Do you have private collection or special object that you want to gift to Naturalis? We appreciate that very much! Our collection has grown to its current size largely thanks to prive donations. Unfortunately, not every object is suitable for our collection. We select on scientific and aesthetic value, and can only accept objects with sufficient information, or that is useable for the museum. It is also important to have the right paperwork.
No cashpossible tax benefits
Naturalis does not, in principle, buy collections, to avoid commercialisation of natural history collections. Of course, you are contributing to scientific research, which is worthwile in itself. In addition, a donation might mean tax benefits, depending on your location.
Gifted objects are added to our scientific collection. The odds of something ending up in the museum's exhibition is small, but as a part of the collection, your gift will be accesible to any scientist who wants to research it.
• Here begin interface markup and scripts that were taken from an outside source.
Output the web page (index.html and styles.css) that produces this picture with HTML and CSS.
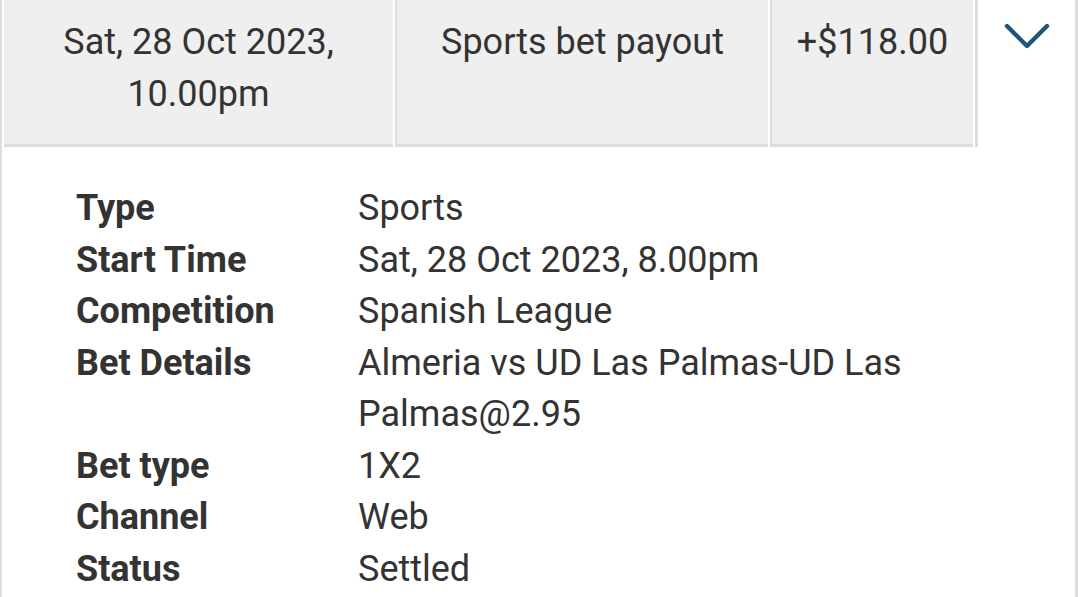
FILE: index.html
```html
<!DOCTYPE html>
<html lang="en">
<head>
    <meta charset="UTF-8">
    <title>Transaction Details</title>
    <link rel="stylesheet" href="styles.css">
</head>
<body>
    <div class="transaction">
        <div class="summary-row">
            <div class="cell cell-date">Sat, 28 Oct 2023,<br>10.00pm</div>
            <div class="cell cell-desc">Sports bet payout</div>
            <div class="cell cell-amount">+$118.00</div>
            <div class="toggle">
                <svg width="46" height="28" viewBox="0 0 46 28">
                    <polyline points="3,4 23,24 43,4" fill="none" stroke="#1d557c" stroke-width="4.4" stroke-linecap="round" stroke-linejoin="round"/>
                </svg>
            </div>
        </div>
        <div class="details">
            <div class="label">Type</div>
            <div class="value">Sports</div>
            <div class="label">Start Time</div>
            <div class="value">Sat, 28 Oct 2023, 8.00pm</div>
            <div class="label">Competition</div>
            <div class="value">Spanish League</div>
            <div class="label">Bet Details</div>
            <div class="value">Almeria vs UD Las Palmas-UD Las Palmas@2.95</div>
            <div class="label">Bet type</div>
            <div class="value">1X2</div>
            <div class="label">Channel</div>
            <div class="value">Web</div>
            <div class="label">Status</div>
            <div class="value">Settled</div>
        </div>
    </div>
</body>
</html>
```

FILE: styles.css
```css
body {
    margin: 0;
    font-family: Roboto, "Liberation Sans", sans-serif;
    color: #333;
    background: #fff;
}
.transaction {
    width: 1078px;
    min-height: 597px;
    box-sizing: border-box;
    border-left: 2px solid #dedede;
    border-right: 3px solid #dedede;
}
.summary-row {
    display: flex;
    gap: 2px;
    padding-left: 2px;
}
.cell {
    background-color: #efefef;
    border-bottom: 3px solid #dedede;
    font-size: 36px;
    line-height: 51.5px;
    text-align: center;
    padding: 17px 0 24px;
    height: 103px;
}
.cell-date {
    width: 389px;
}
.cell-desc {
    width: 371px;
    border-left: 2px solid #dedede;
}
.cell-amount {
    width: 201px;
    border-left: 2px solid #dedede;
}
.toggle {
    flex: 1;
    border-left: 3px solid #dedede;
    height: 147px;
    display: flex;
    justify-content: center;
    align-items: flex-start;
    padding-top: 22px;
    box-sizing: border-box;
}
.details {
    display: grid;
    grid-template-columns: 282px 560px;
    padding: 36px 0 0 74px;
    font-size: 36px;
    line-height: 51.5px;
}
.label {
    font-weight: bold;
}
```
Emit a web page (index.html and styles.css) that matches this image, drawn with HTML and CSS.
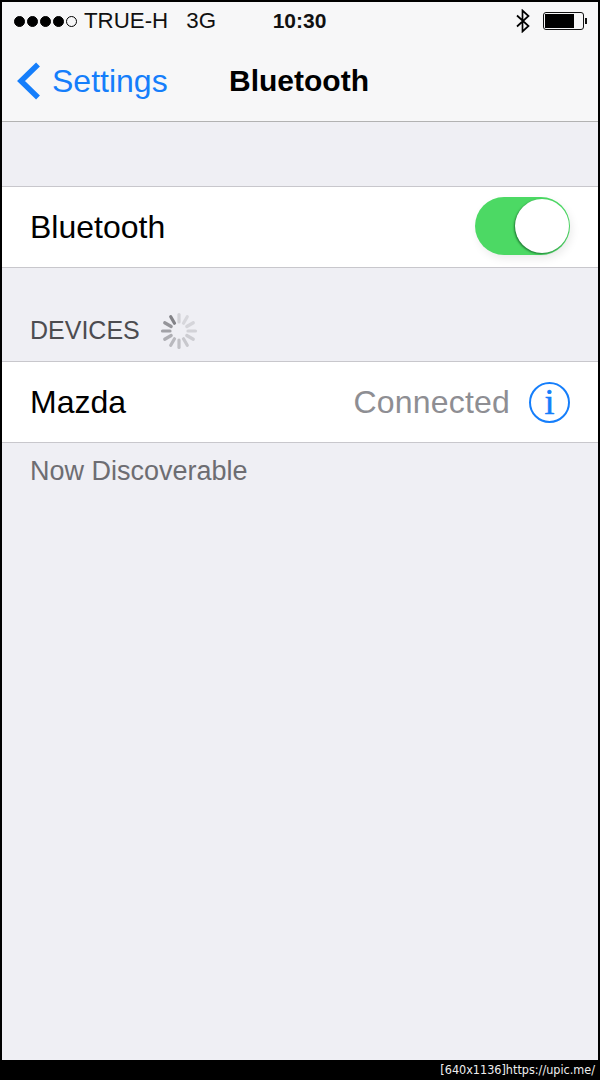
FILE: index.html
```html
<!DOCTYPE html>
<html>

<head>
  <meta name="viewport" content="width=device-width, initial-scale=1">
  <link rel="stylesheet" href="styles.css">
</head>

<body>
  <div class="phone">
    <div class="topbar">
      <div class="status">
        <div class="status-left">
          <div class="signal">
            <span class="dot"></span><span class="dot"></span><span class="dot"></span><span class="dot"></span><span class="dot empty"></span>
          </div>
          <span class="carrier">TRUE-H</span>
          <span class="network">3G</span>
        </div>
        <div class="time">10:30</div>
        <div class="status-right">
          <svg class="bt-icon" width="16" height="24" viewBox="0 0 16 24">
            <path d="M2 6.5 L13.5 17 L7.5 22.5 V1.5 L13.5 7 L2 17.5" fill="none" stroke="#000" stroke-width="1.7"/>
          </svg>
          <div class="battery"><div class="battery-fill"></div></div>
          <div class="battery-nub"></div>
        </div>
      </div>
      <div class="nav">
        <div class="back">
          <svg width="26" height="38" viewBox="0 0 26 38">
            <path d="M22 2.5 L5 19 L22 35.5" fill="none" stroke="#157efb" stroke-width="5.5"/>
          </svg>
          <span>Settings</span>
        </div>
        <div class="title">Bluetooth</div>
      </div>
    </div>

    <div class="spacer"></div>

    <div class="row">
      <span class="row-label">Bluetooth</span>
      <div class="switch"><div class="knob"></div></div>
    </div>

    <div class="section-head">
      <span>DEVICES</span>
      <svg class="spinner" width="38" height="38" viewBox="-19 -19 38 38">
        <g stroke="#6f6f74" stroke-width="3.2" stroke-linecap="round">
          <line x1="0" y1="-9" x2="0" y2="-16.5" opacity="0.22"/>
          <line x1="0" y1="-9" x2="0" y2="-16.5" opacity="0.18" transform="rotate(30)"/>
          <line x1="0" y1="-9" x2="0" y2="-16.5" opacity="0.2" transform="rotate(60)"/>
          <line x1="0" y1="-9" x2="0" y2="-16.5" opacity="0.22" transform="rotate(90)"/>
          <line x1="0" y1="-9" x2="0" y2="-16.5" opacity="0.26" transform="rotate(120)"/>
          <line x1="0" y1="-9" x2="0" y2="-16.5" opacity="0.3" transform="rotate(150)"/>
          <line x1="0" y1="-9" x2="0" y2="-16.5" opacity="0.36" transform="rotate(180)"/>
          <line x1="0" y1="-9" x2="0" y2="-16.5" opacity="0.42" transform="rotate(210)"/>
          <line x1="0" y1="-9" x2="0" y2="-16.5" opacity="0.5" transform="rotate(240)"/>
          <line x1="0" y1="-9" x2="0" y2="-16.5" opacity="0.6" transform="rotate(270)"/>
          <line x1="0" y1="-9" x2="0" y2="-16.5" opacity="0.7" transform="rotate(300)"/>
          <line x1="0" y1="-9" x2="0" y2="-16.5" opacity="0.85" transform="rotate(330)"/>
        </g>
      </svg>
    </div>

    <div class="row">
      <span class="row-label">Mazda</span>
      <div class="row-right">
        <span class="row-status">Connected</span>
        <div class="info">i</div>
      </div>
    </div>

    <div class="section-foot">Now Discoverable</div>
  </div>

  <div class="watermark">[640x1136]https://upic.me/</div>
</body>

</html>
```

FILE: styles.css
```css
* {
  box-sizing: border-box;
}

body {
  margin: 0;
  background-color: #000;
  font-family: "Liberation Sans", Arial, sans-serif;
}

.phone {
  height: 1060px;
  margin: 0 2px;
  padding-top: 2px;
  background-color: #efeff4;
  background-clip: content-box;
}

/* Status bar and nav bar share one background */
.topbar {
  height: 120px;
  background-color: #f7f7f8;
  border-bottom: 1px solid #b2b2b2;
}

.status {
  display: flex;
  align-items: center;
  height: 38px;
  padding: 0 10px 0 12px;
  font-size: 22.3px;
  color: #111;
}

.status-left,
.status-right {
  flex: 1;
  display: flex;
  align-items: center;
}

.status-right {
  justify-content: flex-end;
}

.signal {
  display: flex;
  gap: 2px;
  margin-right: 7px;
}

.dot {
  width: 11px;
  height: 11px;
  border-radius: 50%;
  background-color: #000;
  border: 1px solid #000;
}

.dot.empty {
  background-color: transparent;
}

.network {
  margin-left: 18px;
}

.time {
  margin-right: 3px;
  font-weight: bold;
  font-size: 21px;
}

.bt-icon {
  margin-right: 12px;
}

.battery {
  width: 41px;
  height: 18px;
  padding: 1px;
  border: 1px solid #111;
  border-radius: 3px;
}

.battery-fill {
  width: 29px;
  height: 100%;
  background-color: #000;
}

.battery-nub {
  width: 2px;
  height: 6px;
  margin-left: 1px;
  margin-right: 1px;
  background-color: #111;
}

.nav {
  display: flex;
  align-items: center;
  height: 81px;
  padding-left: 14px;
}

.back {
  display: flex;
  align-items: center;
  width: 213px;
  color: #157efb;
  font-size: 32px;
}

.back span {
  margin-top: 2px;
  margin-left: 10px;
}

.title {
  font-size: 30px;
  font-weight: bold;
  color: #000;
}

.spacer {
  height: 64px;
}

.row {
  display: flex;
  align-items: center;
  justify-content: space-between;
  height: 82px;
  padding: 0 28px;
  background-color: #fff;
  border-top: 1px solid #c8c7cc;
  border-bottom: 1px solid #c8c7cc;
  font-size: 32px;
  color: #000;
}

.row-right {
  display: flex;
  align-items: center;
}

.row-status {
  color: #8e8e93;
  margin-right: 19px;
  letter-spacing: 0.2px;
}

.switch {
  display: flex;
  justify-content: flex-end;
  align-items: center;
  width: 95px;
  height: 58px;
  margin-bottom: 2px;
  padding-right: 1px;
  border-radius: 29px;
  background-color: #4cd964;
  box-shadow: 2px 4px 8px rgba(0, 0, 0, 0.08);
}

.knob {
  width: 54px;
  height: 54px;
  border-radius: 50%;
  background-color: #fff;
  box-shadow: -1px 1px 2px rgba(0, 60, 20, 0.6);
}

.section-head {
  display: flex;
  align-items: center;
  height: 93px;
  padding: 32px 0 0 28px;
  font-size: 25px;
  color: #4c4c50;
}

.spinner {
  margin-left: 20px;
}

.section-foot {
  padding: 13px 0 0 28px;
  font-size: 27px;
  color: #6d6d72;
}

.info {
  width: 41px;
  height: 41px;
  border: 2px solid #157efb;
  border-radius: 50%;
  color: #157efb;
  font-family: "Liberation Serif", serif;
  font-size: 36px;
  line-height: 36px;
  text-align: center;
  -webkit-text-stroke: 0.5px #157efb;
}

/* Upload site stamp in the bottom strip */
.watermark {
  height: 20px;
  padding-right: 5px;
  text-align: right;
  font-family: "DejaVu Sans", sans-serif;
  font-stretch: condensed;
  font-size: 12.5px;
  line-height: 20px;
  color: #eee;
}
```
Some collectors have built beautiful and scientifically valuable collections, others have gathered specimens in special locations. Those are the kind of collections that we, potentially, would love to give a place. Unfortunately, there are limits to the amount of space and manpower that we have, which means that we have to be strict in what we select.
First, we look if the object with within our collection. We don't just gather anything; we focus on certain regions and groups of species.
If it does fit, we look if it adds something to what we already have. Some species or regions are already covered. It is also important to have sufficient information about the objects: where were they found, ecological data, who collected it and when? That kind of information can not be gathered after we received the object. In contrast, if you do have this type of information in some sort of database, that makes the collection much more valuable to us, and increases the likelyhood of us accepting it.
We cannot accept everything
We also look if the objects offered follor the national and international laws regarding to threatened species and the protection of genetic mataterial, such as CITES and the Nagoya Protocol. This means that we simply aren't allowed to accept certain species or material from certain regions. For some really interesting objects, our collection managers will help arrange the licensing themselves.
Making a selection
In the case of large collections, one or more of our collection managers can come and visit. We then decide if the collection fits the criteria mentioned above. We also have a look at the size of the collection, and how moving it to our collections tower would work. An estimation of the financial value is done later, following a standardized method. We generally consult with colleagues, and if we accept the collection we talk about arrangements regarding the packing and handling. Sometimes, only part of the collection is suitable for gifting. We reserve the right to make this selection after accepting the collection; sadly it is not always possible to do this before we move it to Naturalis.